Per questo la sfida di oggi secondo Marchionne è quella della cooperazione tra colossi dell’automotive e della tecnologia e connettività. Ma in questa collaborazione chi prende la fetta più pregiata della leggerezza dei bit, cioè dei flussi di informazioni digitali? Con il suo blitz, previsto dai giornali ma non per questo meno sorprendente, Google si assicura il posto in prima fila per la raccolta delle informazioni su guidatore e passeggeri, itinerarti, scatole nere di controllo della marcia, contesto stradale. Una guerra dei dati ancora tutta da combattere, ma una guerra in cui per adesso gli eserciti avversari (quelli di Google contro quelli di Microsoft, di Apple, di Amazon e probabilmente anche di Facebook, oltre a quelli di Tesla e a quelli dei produttori di automobili oltre ai cinesi ad esempio di Huawei e ai coreani di Samsung) si stanno semplicemente schierando.
Chi prenderà posizione di vantaggio, le colline e gli snodi delle battaglie campali per l’acquisizione dei dati sul traffico di persone immerse in un mondo definibile come “internet delle cose in movimento”, i cui usi e strumenti oggi possiamo solo cominciare a immaginare ma che ci accompagneranno per i prossimi venti, forse trent’anni, probabilmente non perderà la guerra e forse anzi potrebbe addirittura vincerla.

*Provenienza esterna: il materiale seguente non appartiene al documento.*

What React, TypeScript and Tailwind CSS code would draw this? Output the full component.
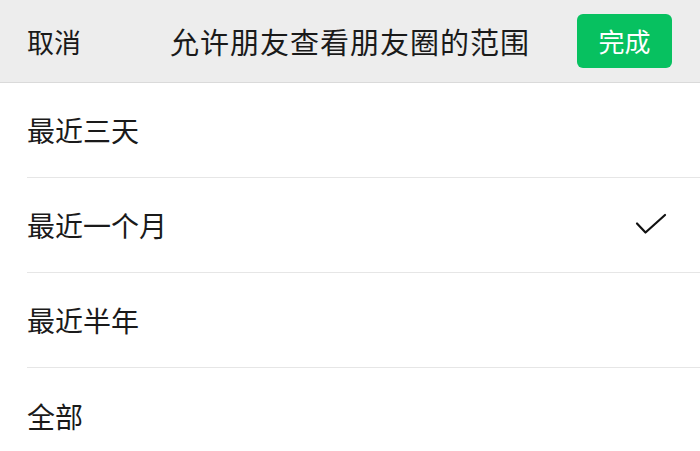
import React from 'react';

const OPTIONS = ['最近三天', '最近一个月', '最近半年', '全部'];
const SELECTED = 1;

function Check() {
  return (
    <svg width="32" height="24" viewBox="0 0 32 24" fill="none">
      <path d="M2 10.5 L10.5 19.5 L30 2" stroke="#111" strokeWidth="2.2" strokeLinecap="round" strokeLinejoin="round" />
    </svg>
  );
}

export default function App() {
  return (
    <div
      className="w-[700px] h-[451px] overflow-hidden bg-white text-[#1a1a1a]"
      style={{ fontFamily: '"Noto Sans CJK SC", "Noto Sans", sans-serif' }}
    >
      <header className="relative h-[83px] bg-[#ededed] border-b border-[#dadada] flex items-center justify-between pl-[27px] pr-[28px]">
        <button type="button" className="text-[27px] leading-none">取消</button>
        <h1 className="absolute left-0 right-0 text-center text-[29px] tracking-[1px] leading-none pointer-events-none">
          允许朋友查看朋友圈的范围
        </h1>
        <button
          type="button"
          className="w-[95px] h-[54px] rounded-[6px] bg-[#07c160] text-white text-[26px] leading-none"
        >
          完成
        </button>
      </header>

      <ul>
        {OPTIONS.map((label, i) => (
          <li key={label} className="pl-[27px]">
            <div
              className={`h-[95px] flex items-center justify-between pr-[33px] ${
                i < OPTIONS.length - 1 ? 'border-b border-[#e6e6e6]' : ''
              }`}
            >
              <span className="text-[28px] leading-none">{label}</span>
              {i === SELECTED && <Check />}
            </div>
          </li>
        ))}
      </ul>
    </div>
  );
}
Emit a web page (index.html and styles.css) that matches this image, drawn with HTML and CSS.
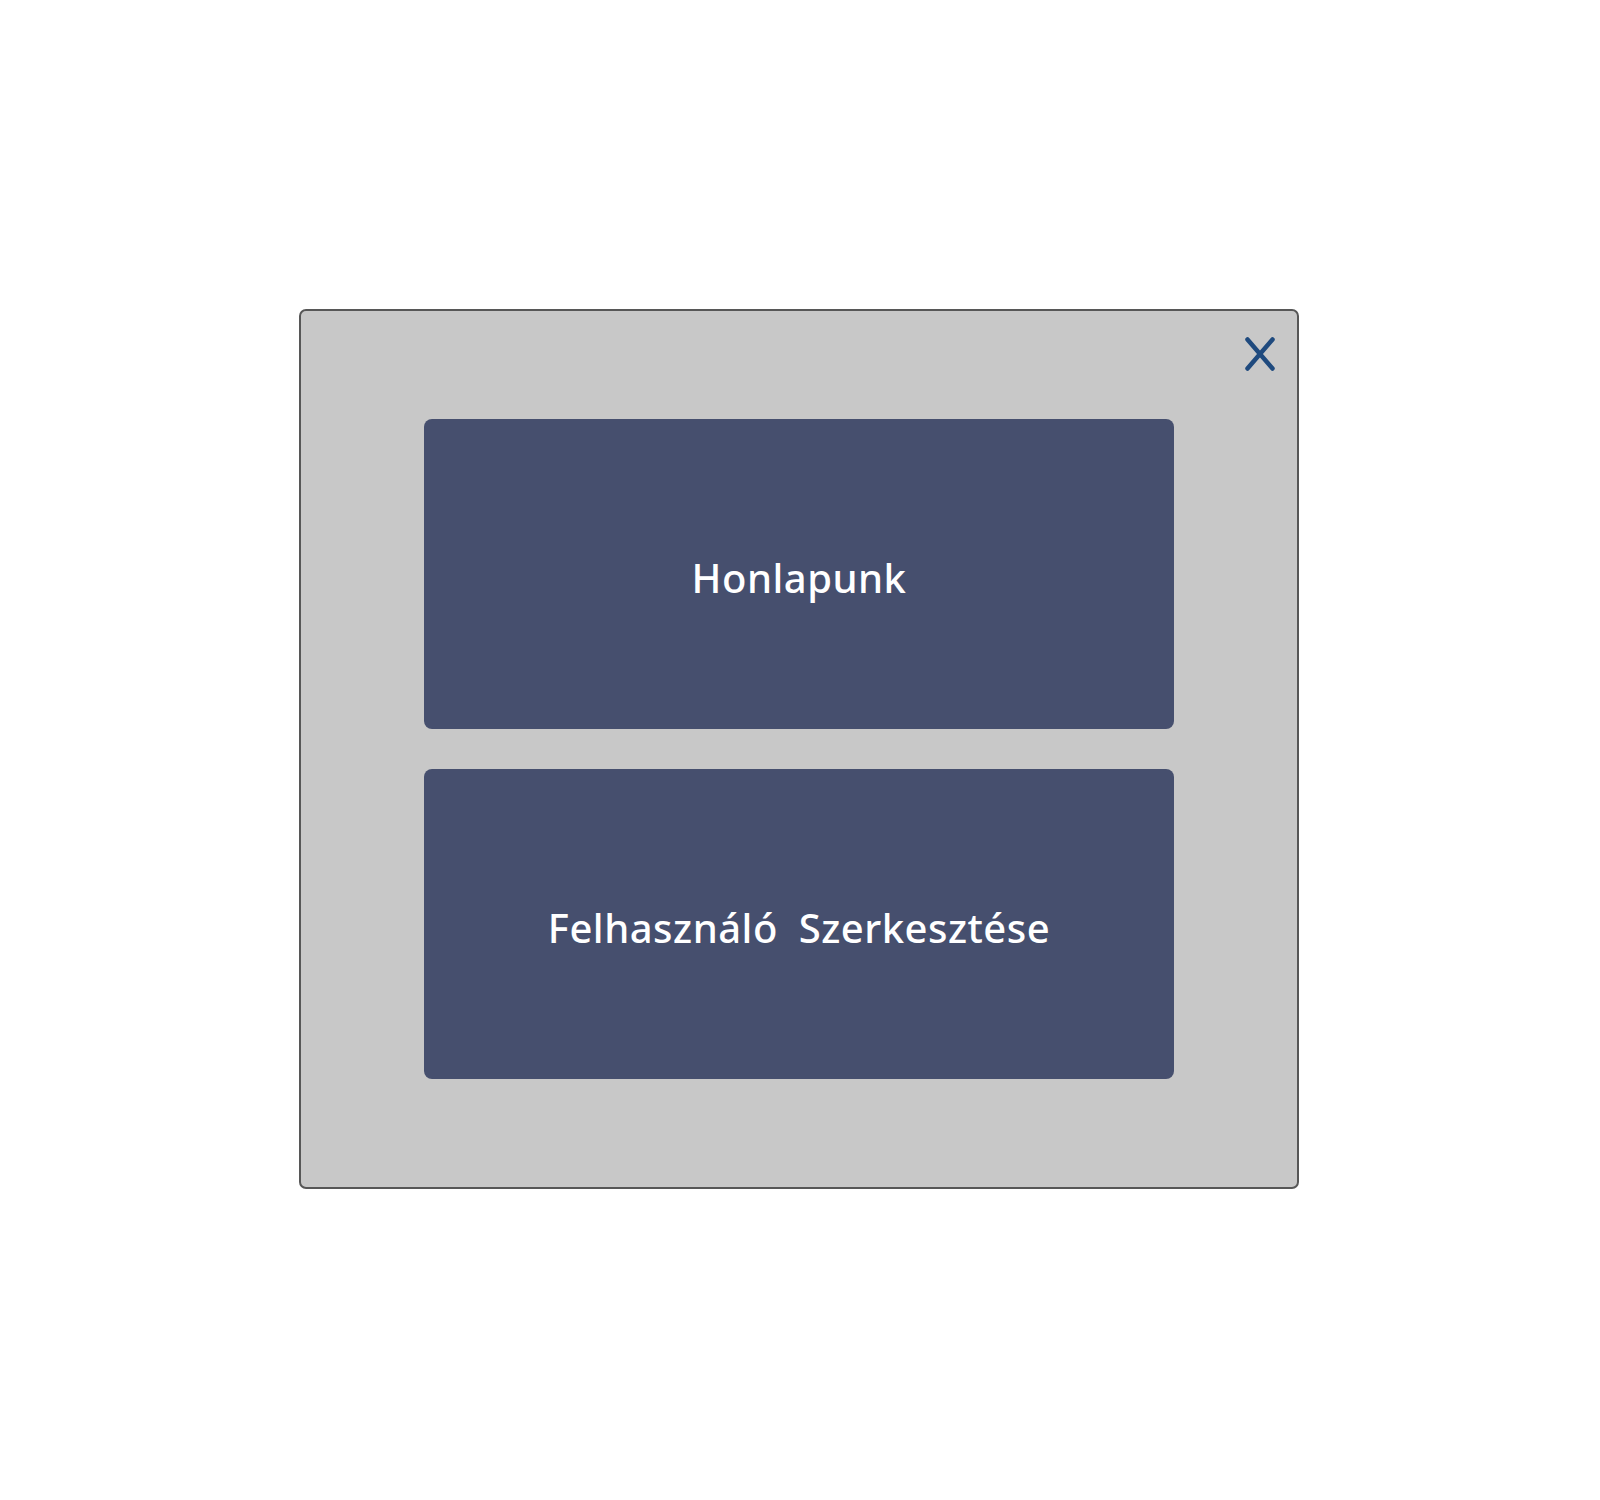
FILE: index.html
```html
<!DOCTYPE html>
<html>

<head>
    <meta charset="utf-8">
    <title>Menü</title>
    <link rel="stylesheet" href="styles.css">
</head>

<body>
    <div class="overlay">
        <div class="menu-modal">
            <button type="button" class="close-btn" aria-label="Bezárás">
                <svg width="30" height="34" viewBox="0 0 30 34">
                    <line x1="2.5" y1="2.5" x2="27.5" y2="31.5" />
                    <line x1="27.5" y1="2.5" x2="2.5" y2="31.5" />
                </svg>
            </button>
            <a class="menu-btn" href="#">Honlapunk</a>
            <a class="menu-btn" href="#">Felhasználó Szerkesztése</a>
        </div>
    </div>
</body>

</html>
```

FILE: styles.css
```css
body {
margin: 0;
background-color: #fff;
font-family: "Comic Sans MS", "Noto Sans", sans-serif;
}

.overlay {
min-height: 100vh;
display: flex;
align-items: center;
justify-content: center;
}

.menu-modal {
position: relative;
box-sizing: border-box;
width: 1000px;
padding: 108px 0;
margin: -2px 0 0 -2px;
display: flex;
flex-direction: column;
align-items: center;
gap: 40px;
background-color: #c8c8c8;
border: 2px solid #575757;
border-radius: 7px;
}

.close-btn {
position: absolute;
top: 26px;
right: 22px;
padding: 0;
border: none;
background: none;
cursor: pointer;
line-height: 0;
}

.close-btn line {
stroke: #1f4a7e;
stroke-width: 4.5;
stroke-linecap: round;
}

.menu-btn {
width: 750px;
height: 310px;
display: flex;
align-items: center;
justify-content: center;
padding-top: 6px;
box-sizing: border-box;
background-color: #464f6e;
border-radius: 8px;
color: #fff;
font-size: 40px;
font-weight: 500;
letter-spacing: 0.5px;
word-spacing: 10px;
text-decoration: none;
}
```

Uno studio della Juniper Research prevede che nel 2025 circoleranno già 20 milioni di automobili a guida autonoma, l’1 per cento dei veicoli presenti sul pianeta. Sarà solo l’inizio però. Boston Consulting valuta che entro il 2025 il mercato di sensori e microchip per l’auto a guida autonoma produrrà un mercato di 42 miliardi di dollari. Secondo Morgan Stanley l’ingresso di Apple e Google nel mondo dell’auto porterà a ridurre il numero dei costruttori da 35 a 6.
E questo è solo dal punto di vista tecnologico, diretto. Quello che accadrà dopo, possiamo solo immaginarlo. Un effetto non secondario anche se indiretto, che molti non considerano ma che due giorni fa è stato chiaramente richiamato da Warren Buffet (il creatore e Ceo del fondo di investimenti Berkshire Hathaway) quando ha osservato che le auto che si guidano da sole avranno un impatto molto negativo sul business delle assicurazioni: “In un mondo di auto che si guidano da sole gli incidenti diminuiscono notevolmente e quindi il prezzo delle polizze. Le assicurazioni dovranno disinvestire da questo settore e trovarne altri”. Probabilmente i servizio sanitario privato potrebbe essere uno sfogo interessante, ma solo a condizione che l’attuale sistema di welfare statale venga ulteriormente ridotto. Cosa nient’affatto improbabile.